The biggest economic surprise today has been the unexpectedly large fall in UK October retail sales. The 0.7% decline compares with the Bloomberg consensus of a flat report. The year-over-year rate slipped to 1.8% from a revised 2.0% in September (from 2.2%). Poor weather probably exaggerated the decline, but real wages continue to be squeezed, as Carney noted yesterday and utility price hikes and rising transportation costs will further sap discretionary purchasing power. Sterling held the $1.5985 area on the pullback, which corresponds to the minimal retracement objective of the rally in from the lows seen on Tuesday near $1.5850.
The euro area economy expanded in Q3 for the second consecutive quarter, but the 0.1% pace was a bit lower than expected and slower than the 0.3% pace seen in Q2. Of note, France stands out for disappointment. The economy contracted 0.1% instead of expand by 0.1%. The euro had risen to almost $1.35 to record the post-ECB high before reversing lower. We peg support now near $1.3415 and then $1.3385. That said, it probably requires a break of the $1.33 area to give confidence that a euro high is in place.
The euro area finance ministers are meeting today and the focus is likely to be on the single resolution mechanism, though the Spanish and Irish program exits will also be reportedly discussed. The single resolution mechanism remains controversial and exposes the fissure lines within the EMU between creditor and debtor nations. As is typically the case in Europe, some compromise formation is likely. Part of the issue is also the role of the EU and the role of the finance ministers. Germany is pushing hard for key decisions to be reserved for the finance ministers.
We do not attribute much significance to ECB's Praet comments yesterday, though the market initially used it as an excuse to sell the euro off before buying it back. Praet suggested that the ECB has numerous options, including a negative deposit rate and bond purchases. This is true in theory and it makes sense for the ECB to play up its options. However, it behooves investors to see through these theoretical points and focus on what is likely.

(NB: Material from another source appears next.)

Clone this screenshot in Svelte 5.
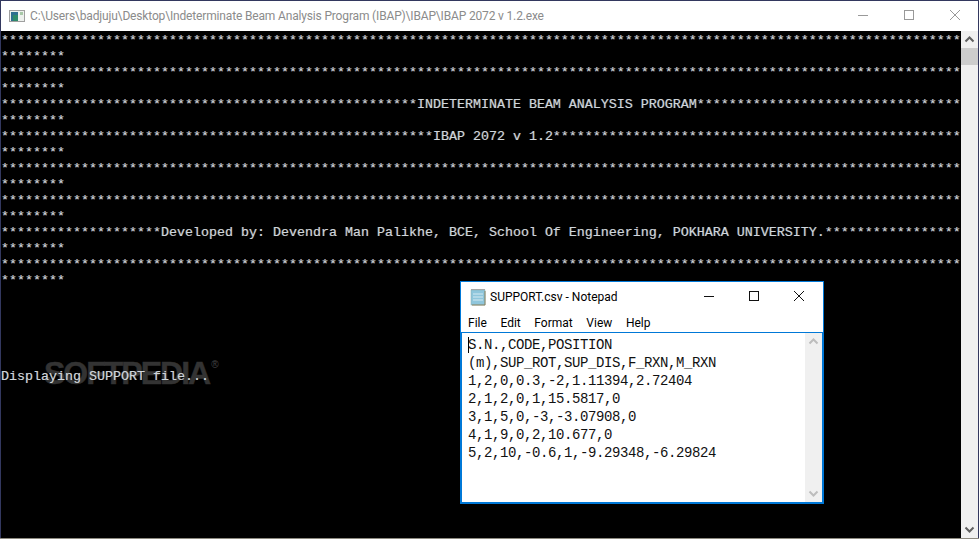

These are the "nuclear" options in the sense that a negative deposit rate for a major central bank is unprecedented and can hurt the very banks the ECB is trying to assist. A proper QE is "nuclear" in the sense that many regard it as outside the ECB's mandate. Recall that two German ECB members resigned over Trichet's sovereign bond buying program. The important point to keep in mind is that there are other measures shy of these "nuclear" options that the ECB is more likely to go to first. These include another repo rate cut, a reduction in required reserves, some effort, perhaps through collateral rules, to do more to revive the ABS market.
The dollar bloc currencies have also reversed their earlier Yellen-inspired gains. The small decline in the consumer inflation expectations in Australia from 2.0% in October to 1.9% in November provided the ready excuse to reserve the Aussie gains seen yesterday and in early Asia. It has retreated nearly a cent from the session highs, but finding a bid in front of $0.9280.
For its part, New Zealand reported more mixed data, a stronger manufacturing PMI (55.7 from 54.2), but disappointing Q3 retail sales (0.3% vs consensus of 0.9% and a revised 1.5% in Q2 from 1.7% initially. The Kiwi initially had rallied to almost $0.8360 after having frayed the neck line of a head and shoulders technical pattern (~$0.8200) yesterday. The rally squeezed out many weak shorts who now appear to be chasing the market to re-establish. As the North American session is about to begin, the New Zealand dollar is more than a cent off its session highs. We still look for a convincing break of $0.8200.